Picking the QE3 tradeJune 7, 2012: 6:00 AM ET
The Fed's stimulus efforts could have an uncertain result for stocks and bonds.
Correction 8:45, June 7
FORTUNE -- When Ben Bernanke launches a ship full of cash into the market where does it land? Answering that question might determine what stocks or bonds go up or down in the next few months.
Market observers seem increasingly sure that the Federal Reserve will reopen its money spigot. Earlier this week, two Morgan Stanley strategists including Vincent Reinhart, a former top Fed economist, said there was an 80% chance that the Fed will unveil some new effort to juice the economy soon.
So investors will be listening closely on Thursday to Fed chairman Ben Bernanke testimony to Congress' Joint Economic Committee on the state of the economy. While it's unlikely that he will announce a new program immediately, many believe the chairman could hint at the fact that the Fed is considering what it could do next to help the economy. At the very least, Bernanke is likely to say the economy continues to struggle. Indeed, on Wednesday the Dow Jones industrial average (INDU) jumped nearly 300 points, its biggest one-day gain of the year, on news that the Fed was considering a new round of stimulus.
But some think investors might be overly optimistic about how much another stimulus effort from the Fed could boost their portfolio. The Fed has initiated two rounds of quantitative easing, which is when the central bank buys bonds in order to drive down interest rates, since the beginning of the financial crisis. One was started in November 2008 and ended in June 2010. The second, dubbed QE2, commenced in November 2010 and ended in June of last year. The Fed's most recent stimulus effort is something called Operation Twist, where the central bank swaps short-term bonds in its portfolio for debt that comes due farther in the future. That started in September of last year and is set to end at the end of this month.
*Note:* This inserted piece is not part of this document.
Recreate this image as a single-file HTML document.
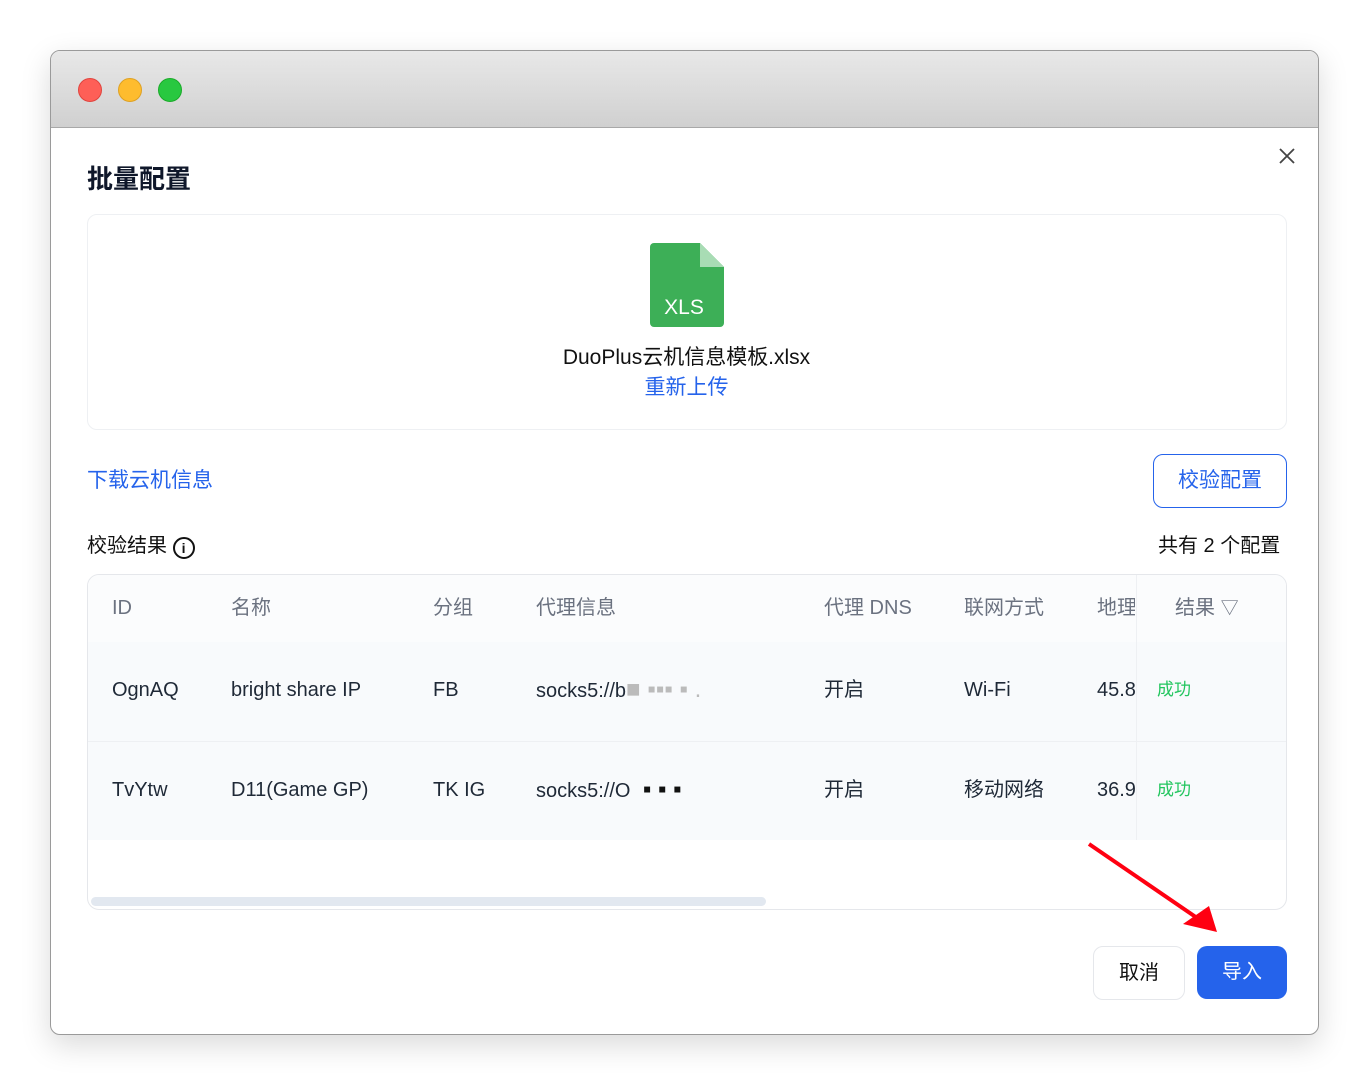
<!DOCTYPE html><html><head><meta charset="utf-8"><style>
body{margin:0;width:1369px;height:1085px;background:#fff;font-family:"Liberation Sans","Noto Sans CJK SC",sans-serif;position:relative;overflow:hidden}
.win{position:absolute;left:50px;top:50px;width:1267px;height:983px;border:1px solid #9a9a9a;border-radius:10px;overflow:hidden;box-shadow:0 10px 30px rgba(0,0,0,.15);background:#fff}
.tb{height:76px;background:linear-gradient(#e8e8e8,#d0d0d0);border-bottom:1px solid #a8a8a8}
.dot{position:absolute;top:27px;width:22px;height:22px;border-radius:50%}
.a{position:absolute;white-space:nowrap;line-height:24px}
.t{color:#1f2937;font-size:20px}
.hd{color:#6b7280;font-size:20px}
</style></head><body>
<div class="win"><div class="tb"></div>
<div class="dot" style="left:27px;background:#fe5f57;border:1px solid #e0443e"></div>
<div class="dot" style="left:67px;background:#febc2e;border:1px solid #dea123"></div>
<div class="dot" style="left:107px;background:#28c840;border:1px solid #1aab29"></div>
</div>
<div class="a" style="left:87px;top:164px;font-size:26px;line-height:30px;font-weight:bold;color:#0f172a">批量配置</div>
<svg class="a" style="left:1279px;top:148px" width="16" height="16"><path d="M1 1L15 15M15 1L1 15" stroke="#444" stroke-width="1.8"/></svg>
<div class="a" style="left:87px;top:214px;width:1198px;height:214px;border:1px solid #eef0f3;border-radius:10px"></div>
<svg class="a" style="left:650px;top:243px" width="74" height="84"><path d="M4 0H50L74 24V80a4 4 0 0 1-4 4H4a4 4 0 0 1-4-4V4a4 4 0 0 1 4-4z" fill="#3daf57"/><path d="M50 0V24H74z" fill="#a8dcb4"/><text x="34" y="71" font-size="21" fill="#fff" text-anchor="middle" font-family="Liberation Sans">XLS</text></svg>
<div class="a" style="left:0;width:1373px;text-align:center;top:346px;font-size:21px;color:#111">DuoPlus云机信息模板.xlsx</div>
<div class="a" style="left:0;width:1373px;text-align:center;top:376px;font-size:21px;color:#2563eb">重新上传</div>
<div class="a" style="left:87px;top:469px;font-size:21px;color:#2563eb">下载云机信息</div>
<div class="a" style="left:1153px;top:454px;width:132px;height:52px;border:1px solid #2563eb;border-radius:10px;color:#2563eb;font-size:21px;text-align:center;line-height:52px">校验配置</div>
<div class="a" style="left:87px;top:534px;font-size:20px;color:#111">校验结果 <span style="display:inline-block;width:18px;height:18px;border:2px solid #111;border-radius:50%;font-size:14px;line-height:18px;text-align:center;vertical-align:-1px;font-weight:bold">i</span></div>
<div class="a" style="left:1158px;top:534px;font-size:20px;color:#111">共有 2 个配置</div>
<div class="a" style="left:87px;top:574px;width:1198px;height:334px;border:1px solid #e5e7eb;border-radius:12px;overflow:hidden;line-height:normal">
<div style="position:absolute;top:0;left:0;right:0;height:67px;background:#fbfcfd;border-bottom:1px solid #eef0f3"></div>
<div style="position:absolute;top:67px;left:0;right:0;height:198px;background:#f8fafc"></div>
<div style="position:absolute;top:166px;left:0;right:0;border-top:1px solid #eef0f3"></div>
<div style="position:absolute;top:0;left:1048px;width:1px;height:265px;background:#eef0f3"></div>
<div style="position:absolute;top:322px;left:3px;width:675px;height:9px;border-radius:5px;background:#e2e8f0"></div>
</div>
<div class="a hd" style="left:112px;top:596px">ID</div><div class="a hd" style="left:231px;top:596px">名称</div><div class="a hd" style="left:433px;top:596px">分组</div><div class="a hd" style="left:536px;top:596px">代理信息</div><div class="a hd" style="left:824px;top:596px">代理 DNS</div><div class="a hd" style="left:964px;top:596px">联网方式</div><div class="a hd" style="left:1097px;top:596px;width:38px;overflow:hidden">地理</div><div class="a hd" style="left:1175px;top:596px">结果 <span style="font-size:18px">▽</span></div>
<div class="a t" style="left:112px;top:678px">OgnAQ</div><div class="a t" style="left:231px;top:678px">bright share IP</div><div class="a t" style="left:433px;top:678px">FB</div><div class="a t" style="left:536px;top:678px">socks5://b<span style="color:#bbb;font-size:24px">■ ▪▪▪ ▪ .</span></div><div class="a t" style="left:824px;top:678px">开启</div><div class="a t" style="left:964px;top:678px">Wi-Fi</div><div class="a t" style="left:1097px;top:678px;width:38px;overflow:hidden">45.8</div><div class="a" style="left:1157px;top:678px;color:#22c55e;font-size:17px">成功</div>
<div class="a t" style="left:112px;top:778px">TvYtw</div><div class="a t" style="left:231px;top:778px">D11(Game GP)</div><div class="a t" style="left:433px;top:778px">TK IG</div><div class="a t" style="left:536px;top:778px">socks5://O <span style="color:#111;font-size:24px">&nbsp;▪ ▪ ▪</span></div><div class="a t" style="left:824px;top:778px">开启</div><div class="a t" style="left:964px;top:778px">移动网络</div><div class="a t" style="left:1097px;top:778px;width:38px;overflow:hidden">36.9</div><div class="a" style="left:1157px;top:778px;color:#22c55e;font-size:17px">成功</div>
<svg class="a" style="left:1085px;top:840px" width="140" height="100"><path d="M4 4L118 82" stroke="#f01" stroke-width="4"/><path d="M132 92L98 84L124 66z" fill="#f01"/></svg>
<div class="a" style="left:1093px;top:946px;width:90px;height:52px;border:1px solid #e5e7eb;border-radius:10px;font-size:20px;text-align:center;line-height:52px;color:#111">取消</div>
<div class="a" style="left:1197px;top:946px;width:90px;height:53px;background:#2563eb;border-radius:10px;font-size:20px;text-align:center;line-height:53px;color:#fff">导入</div>
</body></html>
Surprisingly, there appears to be few investments that have consistently benefited from the Fed's stimulus efforts. Gold rose during the two QEs, but dropped during Operation Twist. High yield bonds and oil did the same. Private equity funds rose in value during QE2, but dropped during QE and Twist. Dividend paying stocks rose during all three periods, but the gains were relatively small, especially during QE.
The stock market in general have been a consistent winners under the Fed's programs. But the gains from the QE and QE2 were in the single digits. Only Twist's gains were impressive, with stocks up nearly 16% since last September. What's more, Barry Knapp, the chief market strategist at Barclays Capital, thinks this may be a coincidence, and have nothing to do with Fed policy. He says the Fed has generally been late to act, not rolling out stimulus until well after the economy has actually slowed. In fact, Knapp says that generally the economy has been either rebounding or close to it before the Fed has taken its hands out of its pockets. Twist, for example, was started late last year, just at the time when the shocks of Washington's debt deadlock, high gas prices, the Arab Spring and the Japanese Tsunami where receding. So Knapp thinks the economic and market rebound that happened after Twist was going to happen anyway.
Of course, considering what did well, or didn't, during the Fed's stimulus efforts is more than just trader fodder. It may say something about the effectiveness of the programs. I could only find three things that rose or fell significantly in all three periods when the Fed had its foot on the peddle. Government bond yields have dropped to their lowest level in decades. Market volatility has dropped significantly in each of the three periods. Lastly, technology stocks have gone up consistently in all three stimulus efforts.
Of those three things, the move in technology shares is the most promising. But it's unlikely that the tech sector alone would be large enough to swallow the 14 million people who want a job in this country and are out of work. And it's not clear that we need the Fed to buy bonds to drop rates. Problems in Europe are causing investors to flock to U.S. bonds. Yields are dropping by themselves. That leaves us with lower market volatility, which is nice, and may boost some confidence in the economy, but if that's all we're getting from what appears to be the government's main stimulus effort these days, then it's clear we better start thinking of something else.
Correction: An earlier version of this story said the stock market had dropped during the period since the Federal Reserve announced Operation Twist. That was wrong. The S&P 500 is up 16% since the program was started in late September.